The Shackleton route was followed by 75 passenger and crew from the "Ortelius." The scree slopes made the walk a little treacherous at times (Photo by Ann Nightingale)

Along the way, we saw two Giant Petrels on nests and numerous holes that were probably the entrances to Diving Petrel burrows. At the summit, we could see the remains of the Stromness whaling station on the shore below. The descent was much trickier than the climb, but ended in the boggy edges of an alluvial river basin. Gentoo Penguins held their ground on a few of the hillocks, and King Penguins mixed with Fur and Elephant Seals on the Stromness beach. Several of the pups lounged in the abandoned equipment. While seventy-five of us hiked, the remainder of the crew and passengers came to Stromness with the ship, which was waiting to pick us up. 


Is Stromness where Shackleton is buried. I could Google it I know, but I want a fresh lived “google”. lol
Thanks again.


What amazing sensory overload you must have! The picture of the multitudes of animals looking like a river is transfixing.
Have more fun, look forward to more updates!


Sue, sensory overload is right! I’ve already taken thousands of pictures, with several days left. We’re about to go Zodiac-cruising among icebergs within the hour.

Vern, Shackleton is buried (and preserved) at Grytviken. That episode is coming up soon. Thanks for following our journey!


I am really enjoying the blog.. great writing, especially with the dual point of view. Looking forward to the rest of it.


Grade A stuff. I’m unqusetionbaly in your debt.

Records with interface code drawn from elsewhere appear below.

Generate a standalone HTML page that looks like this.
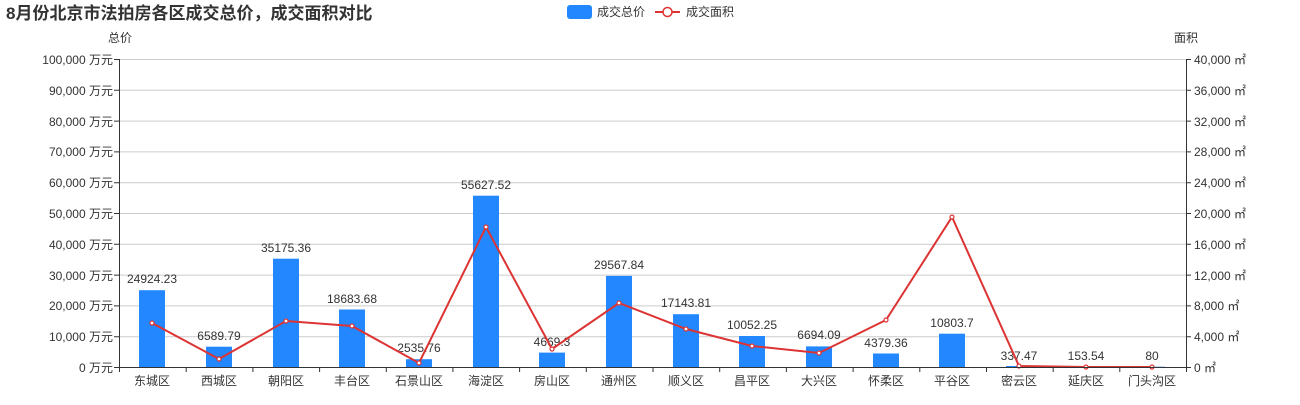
<!DOCTYPE html><html><head><meta charset="utf-8"><style>body{margin:0;background:#fff;width:1300px;height:400px;overflow:hidden}svg{font-family:"Liberation Sans","Noto Sans CJK SC",sans-serif}</style></head><body>
<svg width="1300" height="400" xmlns="http://www.w3.org/2000/svg">
<text x="6" y="19" font-size="17" font-weight="bold" fill="#333">8月份北京市法拍房各区成交总价，成交面积对比</text>
<rect x="567" y="5" width="25" height="14" rx="3" fill="#2388ff"/>
<text x="597" y="16" font-size="12" fill="#333">成交总价</text>
<line x1="655" y1="12" x2="680" y2="12" stroke="#d33" stroke-width="2"/><circle cx="667.5" cy="12" r="4.5" fill="#fff" stroke="#d33" stroke-width="1.5"/>
<text x="686" y="16" font-size="12" fill="#333">成交面积</text>
<text x="108" y="42" font-size="12" fill="#333">总价</text>
<text x="1174" y="42" font-size="12" fill="#333">面积</text>
<g stroke="#ccc" stroke-width="1">
<line x1="119" y1="59.5" x2="1186" y2="59.5"/><line x1="119" y1="90.3" x2="1186" y2="90.3"/><line x1="119" y1="121.1" x2="1186" y2="121.1"/><line x1="119" y1="151.9" x2="1186" y2="151.9"/><line x1="119" y1="182.7" x2="1186" y2="182.7"/><line x1="119" y1="213.5" x2="1186" y2="213.5"/><line x1="119" y1="244.3" x2="1186" y2="244.3"/><line x1="119" y1="275.1" x2="1186" y2="275.1"/><line x1="119" y1="305.9" x2="1186" y2="305.9"/><line x1="119" y1="336.7" x2="1186" y2="336.7"/>
</g>
<g font-size="12" fill="#333" text-anchor="end">
<text x="113" y="64">100,000 万元</text><text x="113" y="95">90,000 万元</text><text x="113" y="126">80,000 万元</text><text x="113" y="156">70,000 万元</text><text x="113" y="187">60,000 万元</text><text x="113" y="218">50,000 万元</text><text x="113" y="249">40,000 万元</text><text x="113" y="280">30,000 万元</text><text x="113" y="310">20,000 万元</text><text x="113" y="341">10,000 万元</text><text x="113" y="372">0 万元</text>
</g>
<g font-size="12" fill="#333">
<text x="1194" y="64">40,000 ㎡</text><text x="1194" y="95">36,000 ㎡</text><text x="1194" y="126">32,000 ㎡</text><text x="1194" y="156">28,000 ㎡</text><text x="1194" y="187">24,000 ㎡</text><text x="1194" y="218">20,000 ㎡</text><text x="1194" y="249">16,000 ㎡</text><text x="1194" y="280">12,000 ㎡</text><text x="1194" y="310">8,000 ㎡</text><text x="1194" y="341">4,000 ㎡</text><text x="1194" y="372">0 ㎡</text>
</g>
<g fill="#2388ff">
<rect x="139" y="290.2" width="26" height="76.8"/><rect x="206" y="346.7" width="26" height="20.3"/><rect x="273" y="258.7" width="26" height="108.3"/><rect x="339" y="309.5" width="26" height="57.5"/><rect x="406" y="359.2" width="26" height="7.8"/><rect x="473" y="195.7" width="26" height="171.3"/><rect x="539" y="352.6" width="26" height="14.4"/><rect x="606" y="275.9" width="26" height="91.1"/><rect x="673" y="314.2" width="26" height="52.8"/><rect x="739" y="336" width="26" height="31"/><rect x="806" y="346.4" width="26" height="20.6"/><rect x="873" y="353.5" width="26" height="13.5"/><rect x="939" y="333.7" width="26" height="33.3"/><rect x="1006" y="366" width="26" height="1"/><rect x="1073" y="366.5" width="26" height="0.5"/><rect x="1139" y="366.7" width="26" height="0.3"/>
</g>
<g font-size="12" fill="#333" text-anchor="middle">
<text x="152" y="283">24924.23</text><text x="219" y="340">6589.79</text><text x="286" y="252">35175.36</text><text x="352" y="303">18683.68</text><text x="419" y="352">2535.76</text><text x="486" y="189">55627.52</text><text x="552" y="346">4669.3</text><text x="619" y="269">29567.84</text><text x="686" y="307">17143.81</text><text x="752" y="329">10052.25</text><text x="819" y="339">6694.09</text><text x="886" y="347">4379.36</text><text x="952" y="327">10803.7</text><text x="1019" y="360">337.47</text><text x="1086" y="360">153.54</text><text x="1152" y="360">80</text>
</g>
<polyline fill="none" stroke="#d33" stroke-width="2" points="152,323 219,359 286,321 352,326 419,363 486,227 552,349 619,303 686,329 752,346 819,353 886,320 952,217 1019,366 1086,367 1152,367"/>
<g fill="#fff" stroke="#d33" stroke-width="1.2">
<circle cx="152" cy="323" r="2"/><circle cx="219" cy="359" r="2"/><circle cx="286" cy="321" r="2"/><circle cx="352" cy="326" r="2"/><circle cx="419" cy="363" r="2"/><circle cx="486" cy="227" r="2"/><circle cx="552" cy="349" r="2"/><circle cx="619" cy="303" r="2"/><circle cx="686" cy="329" r="2"/><circle cx="752" cy="346" r="2"/><circle cx="819" cy="353" r="2"/><circle cx="886" cy="320" r="2"/><circle cx="952" cy="217" r="2"/><circle cx="1019" cy="366" r="2"/><circle cx="1086" cy="367" r="2"/><circle cx="1152" cy="367" r="2"/>
</g>
<g stroke="#333" stroke-width="1">
<line x1="119.5" y1="59" x2="119.5" y2="367"/><line x1="1186.5" y1="59" x2="1186.5" y2="367"/><line x1="119" y1="367.5" x2="1186" y2="367.5"/>
<path d="M114 59.5h5M114 90.3h5M114 121.1h5M114 151.9h5M114 182.7h5M114 213.5h5M114 244.3h5M114 275.1h5M114 305.9h5M114 336.7h5M114 367.5h5"/>
<path d="M1186 59.5h5M1186 90.3h5M1186 121.1h5M1186 151.9h5M1186 182.7h5M1186 213.5h5M1186 244.3h5M1186 275.1h5M1186 305.9h5M1186 336.7h5M1186 367.5h5"/>
<path d="M119.5 367v5M186.2 367v5M252.9 367v5M319.6 367v5M386.3 367v5M452.9 367v5M519.6 367v5M586.3 367v5M653 367v5M719.7 367v5M786.4 367v5M853.1 367v5M919.8 367v5M986.5 367v5M1053.2 367v5M1119.8 367v5M1186.5 367v5"/>
</g>
<g font-size="12" fill="#333" text-anchor="middle">
<text x="152" y="385">东城区</text><text x="219" y="385">西城区</text><text x="286" y="385">朝阳区</text><text x="352" y="385">丰台区</text><text x="419" y="385">石景山区</text><text x="486" y="385">海淀区</text><text x="552" y="385">房山区</text><text x="619" y="385">通州区</text><text x="686" y="385">顺义区</text><text x="752" y="385">昌平区</text><text x="819" y="385">大兴区</text><text x="886" y="385">怀柔区</text><text x="952" y="385">平谷区</text><text x="1019" y="385">密云区</text><text x="1086" y="385">延庆区</text><text x="1152" y="385">门头沟区</text>
</g>
</svg>
</body></html>
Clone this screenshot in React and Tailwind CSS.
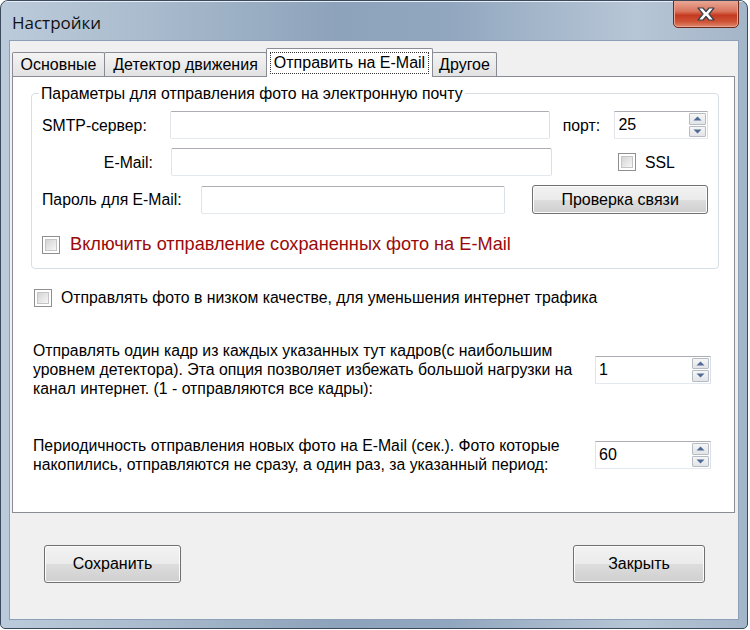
import React from "react";

function TextBox({ className = "" }) {
  return (
    <div
      className={`h-[28px] bg-white border border-[#abadb3] border-l-[#e2e3ea] border-r-[#dbdfe6] border-b-[#e3e9ef] rounded-[2px] ${className}`}
    />
  );
}

function Arrow({ up }) {
  return (
    <svg width="9" height="5" viewBox="0 0 9 5">
      {up ? (
        <path d="M0.5 4.5 L4.5 0.5 L8.5 4.5 Z" fill="#4f6a96" />
      ) : (
        <path d="M0.5 0.5 L4.5 4.5 L8.5 0.5 Z" fill="#4f6a96" />
      )}
    </svg>
  );
}

function Spinner({ className = "", value }) {
  return (
    <div
      className={`h-[28px] flex bg-white border border-[#abadb3] border-l-[#e2e3ea] border-r-[#dbdfe6] border-b-[#e3e9ef] ${className}`}
    >
      <div className="flex-1 pl-[3px] text-[16px] leading-[25px] text-black">{value}</div>
      <div className="w-[19px] flex flex-col p-[1px] gap-[1px]">
        <div className="flex-1 flex items-center justify-center border border-[#b6bcc6] rounded-[1px] bg-[linear-gradient(to_bottom,#f6f6f6,#e2e4e8)]">
          <Arrow up />
        </div>
        <div className="flex-1 flex items-center justify-center border border-[#b6bcc6] rounded-[1px] bg-[linear-gradient(to_bottom,#f6f6f6,#e2e4e8)]">
          <Arrow />
        </div>
      </div>
    </div>
  );
}

function Check() {
  return (
    <div className="w-[18px] h-[18px] shrink-0 border border-[#8e8f8f] bg-white p-[2px]">
      <div className="w-full h-full border border-[#c5c5c5] bg-[linear-gradient(135deg,#d4d4d4,#f7f7f7)]" />
    </div>
  );
}

function Btn({ className = "", children }) {
  return (
    <div
      className={`flex items-center justify-center border border-[#707070] rounded-[3px] shadow-[inset_0_0_0_1px_#fcfcfc] bg-[linear-gradient(to_bottom,#f2f2f2_0%,#ebebeb_50%,#dddddd_51%,#cfcfcf_100%)] text-[16px] text-black ${className}`}
    >
      {children}
    </div>
  );
}

export default function App() {
  return (
    <div className="w-[750px] h-[630px] bg-white font-['Liberation_Sans',Arial,sans-serif] text-black">
      <div className="w-[748px] h-[629px] flex flex-col rounded-t-[8px] rounded-b-[5px] border border-[#3b4a5c] bg-[linear-gradient(to_right,#bccbdb_0%,#a9bbcd_20%,#8da3bb_45%,#91a7bf_60%,#b7c6d6_85%,#a3b5c8_100%)] overflow-hidden">
        {/* Title bar */}
        <div className="h-[39px] flex items-start shrink-0 shadow-[inset_0_1px_0_#e6edf5]">
          <div className="pl-[11px] pt-[12px] text-[17px] leading-[20px] text-[#111] font-['Open_Sans','Noto_Sans',sans-serif]">
            Настройки
          </div>
          <div className="ml-auto mr-[8px] w-[66px] h-[28px] -mt-[1px] rounded-b-[5px] border border-[#6b2a1e] shadow-[inset_0_0_0_1px_#eba38f] bg-[linear-gradient(to_bottom,#e8a896_0%,#d9735c_40%,#c43a20_55%,#cf5437_80%,#dd8a70_100%)] flex items-center justify-center">
            <svg width="22" height="16" viewBox="0 0 22 16">
              <path
                d="M3 2 H8 L11 5.5 L14 2 H19 L14 8 L19 14 H14 L11 10.5 L8 14 H3 L8 8 Z"
                fill="#ffffff"
                stroke="#3a3f49"
                strokeWidth="1.2"
                strokeLinejoin="round"
              />
            </svg>
          </div>
        </div>

        {/* Client area */}
        <div className="mx-[8px] mb-[8px] flex-1 flex flex-col border border-[#8ba0b6] bg-[#f0f0f0]">
          {/* Tab strip */}
          <div className="ml-[2px] mt-[7px] h-[28px] flex items-end text-[16px] relative z-10">
            <div className="h-[24px] w-[93px] flex items-center justify-center border border-[#898c95] border-b-0 rounded-t-[2px] bg-[linear-gradient(to_bottom,#f4f4f4,#e2e2e2)]">
              Основные
            </div>
            <div className="h-[24px] w-[163px] -ml-[1px] flex items-center justify-center border border-[#898c95] border-b-0 rounded-t-[2px] bg-[linear-gradient(to_bottom,#f4f4f4,#e2e2e2)]">
              Детектор движения
            </div>
            <div className="h-[29px] w-[167px] -ml-[1px] -mb-[1px] flex items-center justify-center border border-[#898c95] border-b-0 rounded-t-[2px] bg-white">
              <div className="border border-dotted border-[#333] px-[3px] h-[22px] flex items-center">
                Отправить на E-Mail
              </div>
            </div>
            <div className="h-[24px] w-[65px] -ml-[1px] flex items-center justify-center border border-[#898c95] border-b-0 rounded-t-[2px] bg-[linear-gradient(to_bottom,#f4f4f4,#e2e2e2)]">
              Другое
            </div>
          </div>

          {/* Tab panel */}
          <div className="ml-[2px] w-[723px] h-[437px] border border-[#898c95] bg-white text-[15.8px] leading-[19px]">
            {/* Group box */}
            <div className="relative ml-[18px] mt-[16px] w-[688px] h-[176px] border border-[#d5dfe5] rounded-[4px] px-[10px] pt-[17px]">
              <div className="absolute left-[7px] -top-[10px] bg-white px-[2px] leading-[19px]">
                Параметры для отправления фото на электронную почту
              </div>

              <div className="flex items-center h-[28px]">
                <div className="w-[129px]">SMTP-сервер:</div>
                <TextBox className="w-[381px]" />
                <div className="w-[65px] pl-[13px]">порт:</div>
                <Spinner className="w-[94px]" value="25" />
              </div>

              <div className="flex items-center h-[28px] mt-[9px]">
                <div className="w-[129px] text-right pr-[18px]">E-Mail:</div>
                <TextBox className="w-[381px]" />
                <div className="ml-[66px] flex items-center gap-[9px]">
                  <Check />
                  <span>SSL</span>
                </div>
              </div>

              <div className="flex items-center h-[29px] mt-[9px]">
                <div className="w-[159px]">Пароль для E-Mail:</div>
                <TextBox className="w-[305px]" />
                <Btn className="ml-[27px] w-[176px] h-[29px]">Проверка связи</Btn>
              </div>

              <div className="flex items-center mt-[21px] gap-[10px]">
                <Check />
                <span className="text-[#9a0a0a] text-[18.2px]">
                  Включить отправление сохраненных фото на E-Mail
                </span>
              </div>
            </div>

            <div className="flex items-center ml-[21px] mt-[19px] gap-[9px]">
              <Check />
              <span>Отправлять фото в низком качестве, для уменьшения интернет трафика</span>
            </div>

            <div className="flex items-center ml-[20px] mt-[34px]">
              <div className="w-[562px]">
                Отправлять один кадр из каждых указанных тут кадров(с наибольшим
                <br />
                уровнем детектора). Эта опция позволяет избежать большой нагрузки на
                <br />
                канал интернет. (1 - отправляются все кадры):
              </div>
              <Spinner className="w-[116px]" value="1" />
            </div>

            <div className="flex items-center ml-[20px] mt-[38px]">
              <div className="w-[562px]">
                Периодичность отправления новых фото на E-Mail (сек.). Фото которые
                <br />
                накопились, отправляются не сразу, а один раз, за указанный период:
              </div>
              <Spinner className="w-[116px]" value="60" />
            </div>
          </div>

          {/* Buttons */}
          <div className="flex justify-between mt-[32px] pl-[34px] pr-[33px]">
            <Btn className="w-[137px] h-[38px]">Сохранить</Btn>
            <Btn className="w-[132px] h-[38px]">Закрыть</Btn>
          </div>
        </div>
      </div>
    </div>
  );
}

The death of Eileen Larrimore on the Shackleton walk occurred on January 3rd, 2012. It occurred on a Zegrahm expedition and a Falkland Coroner’s inquest is on going. Regrettable this information has not been disclosed to ALL Antarctic travelers so that extra precautions can be taken at this uniquely treacherous spot on the trail.
It was my sad misfortune to witness her fall less than ten feet in front of me. Simultaniously her husband dove after her in a vain attempt to save her and also fell 50 feet to the bottom of a cliff. Miraculously he walked away with minor injuries. She was dead within 90 minutes.